Phases 4 and 5: Prototype and Test

The Prototype phase offers the opportunity to test your potential solutions through inexpensive, scaled-down versions of the product or specific features. The final Test phase involves rigorous testing of the complete product. Taxonomy on paper tends to be abstract. Our prototyping and testing approaches bring real business context to the taxonomy design effort for our end users.

The metadata fields that are identified in the Ideate phase can help form a “starter taxonomy” that will be further tested and elaborated in order to become a truly effective business taxonomy. One way we tackle this phase at EK is through card sorting, a technique to discover how end users categorize information, which in turn helps to validate portions of a taxonomy design. The exercise can also help identify which categories need adjustments based on user feedback.

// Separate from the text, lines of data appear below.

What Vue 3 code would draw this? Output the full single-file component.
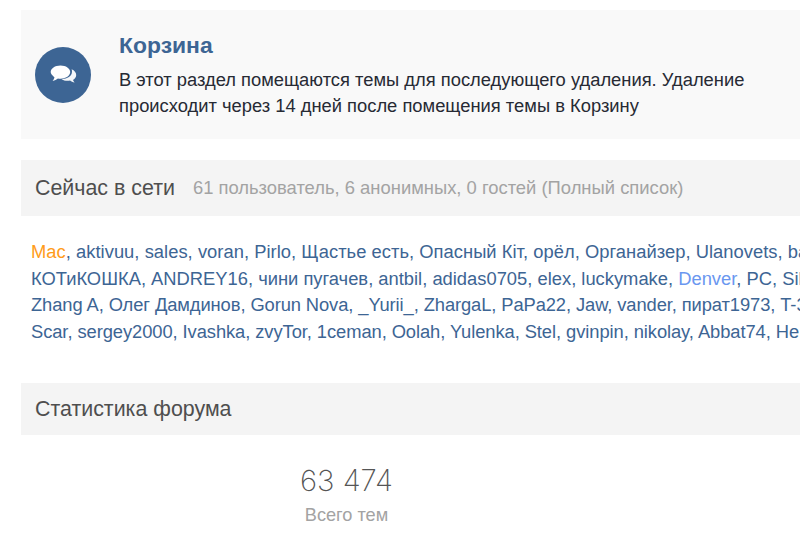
<template>
  <div class="page">
    <section class="intro">
      <div class="intro-icon">
        <svg width="28" height="22" viewBox="0 0 28 22">
          <path class="back" d="M22.6 5.2c2.9 1.2 4.6 3.3 4.6 5.7 0 2-1.2 3.8-3.2 5 .3.9.8 1.7 1.6 2.6-1.800-.2-3.300-.9-4.500-2-.8.2-1.700.3-2.600.3-2.400 0-4.500-.7-6-1.900 5.400.2 10.500-2.700 10.500-7.200 0-.9-.1-1.700-.4-2.500z" />
          <path d="M11.500 1.500c5.500 0 9.700 2.900 9.700 6.600s-4.200 6.600-9.700 6.600c-.9 0-1.800-.1-2.600-.2-1.400 1.200-3.200 2.100-5.300 2.400.9-1 1.600-2.100 1.900-3.400C3 11.300 1.700 9.800 1.700 8.100c0-3.700 4.300-6.600 9.800-6.600z" />
        </svg>
      </div>
      <div class="intro-text">
        <h2>Корзина</h2>
        <p>В этот раздел помещаются темы для последующего удаления. Удаление<br>происходит через 14 дней после помещения темы в Корзину</p>
      </div>
    </section>

    <header class="bar online-bar">
      <h3>Сейчас в сети</h3>
      <span class="counts">61 пользователь, 6 анонимных, 0 гостей (Полный список)</span>
    </header>

    <div class="users">
      <div v-for="(line, i) in lines" :key="i" class="users-line">
        <template v-for="(user, j) in line" :key="j">
          <a :class="user.cls">{{ user.name }}</a><span v-if="j < line.length - 1">, </span>
        </template>
      </div>
    </div>

    <header class="bar stats-bar">
      <h3>Статистика форума</h3>
    </header>

    <div class="stats">
      <div class="stat">
        <div class="stat-num">63 474</div>
        <div class="stat-label">Всего тем</div>
      </div>
    </div>
  </div>
</template>

<script setup>
const toLine = (names) => names.map((name) => {
  if (name === 'Mac') return { name, cls: 'admin' }
  if (name === 'Denver') return { name, cls: 'mod' }
  return { name, cls: '' }
})

const lines = [
  ['Mac', 'aktivuu', 'sales', 'voran', 'Pirlo', 'Щастье есть', 'Опасный Кіт', 'орёл', 'Органайзер', 'Ulanovets', 'ba'],
  ['КОТиКОШКА', 'ANDREY16', 'чини пугачев', 'antbil', 'adidas0705', 'elex', 'luckymake', 'Denver', 'PC', 'Sil'],
  ['Zhang A', 'Олег Дамдинов', 'Gorun Nova', '_Yurii_', 'ZhargaL', 'PaPa22', 'Jaw', 'vander', 'пират1973', 'T-3'],
  ['Scar', 'sergey2000', 'Ivashka', 'zvyTor', '1ceman', 'Oolah', 'Yulenka', 'Stel', 'gvinpin', 'nikolay', 'Abbat74', 'He']
].map(toLine)
</script>

<style>
html, body { margin: 0; background: #fff; overflow: hidden; }
</style>

<style scoped>
.page {
  width: 800px;
  height: 550px;
  overflow: hidden;
  padding: 10px 0 0 21px;
  box-sizing: border-box;
  font-family: "Liberation Sans", Arial, sans-serif;
}

.intro {
  width: 800px;
  height: 129px;
  background: #f9f9f9;
  display: flex;
  align-items: center;
  padding-left: 14px;
  box-sizing: border-box;
}
.intro-icon {
  width: 56px;
  height: 56px;
  border-radius: 50%;
  background: #3d6594;
  display: flex;
  align-items: center;
  justify-content: center;
  flex-shrink: 0;
}
.intro-icon svg { fill: #fff; }
.intro-icon .back { opacity: .95; }
.intro-text { margin-left: 28px; margin-top: 1px; }
.intro-text h2 {
  margin: 0 0 9px;
  font-size: 22.9px;
  line-height: 26px;
  font-weight: 700;
  color: #3d6594;
}
.intro-text p {
  margin: 0;
  font-size: 18.35px;
  line-height: 26px;
  color: #272a34;
  white-space: nowrap;
}

.bar {
  width: 800px;
  background: #f4f4f4;
  display: flex;
  align-items: center;
  padding-left: 14px;
  box-sizing: border-box;
}
.bar h3 {
  margin: 0;
  font-size: 21.4px;
  font-weight: 400;
  color: #4e4e4e;
  white-space: nowrap;
}
.online-bar { height: 56px; margin-top: 21px; }
.stats-bar { height: 52px; }
.counts {
  margin-left: 18px;
  font-size: 18.4px;
  color: #a3a3a3;
  white-space: nowrap;
}

.users {
  padding: 23px 0 27px 10px;
  height: 167px;
  box-sizing: border-box;
  width: 800px;
}
.users-line {
  font-size: 18.35px;
  line-height: 26.6px;
  color: #3d6594;
  white-space: nowrap;
}
.users-line:nth-child(1) { letter-spacing: .03px; }
.users-line:nth-child(3) { letter-spacing: -.1px; }
.users-line:nth-child(4) { letter-spacing: -.08px; }
.admin { color: #ff9c1a; }
.mod { color: #6a97f0; }

.stats { display: flex; padding-top: 28px; }
.stat { width: 651px; text-align: center; }
.stat-num {
  font-family: Inter, "Liberation Sans", sans-serif;
  font-weight: 200;
  font-size: 29.3px;
  line-height: 36px;
  color: #555;
}
.stat-label {
  margin-top: 6px;
  font-size: 18.2px;
  line-height: 20px;
  color: #a3a3a3;
}
</style>
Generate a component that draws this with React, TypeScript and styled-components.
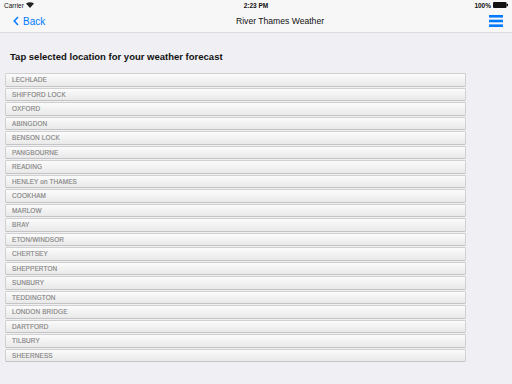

By the end of the prototyping stage, the team will have a clearer idea of the limitations of the taxonomy, the problems that exist, and a better understanding of how real users would act, think, and feel when interacting with the end product. In taxonomy design, testing of the complete product is ongoing, with alterations and refinements being considered and made through taxonomy governance to better reflect the end users and their evolving needs.

Conclusion

Progress in your taxonomy design effort starts with a clear understanding of your end users. That’s why Design Thinking can be incredibly helpful when building a taxonomy that will meet the real needs of your organization and your end users. This iterative, flexible, and collaborative methodology allows you to quickly identify, build, and test your way to success.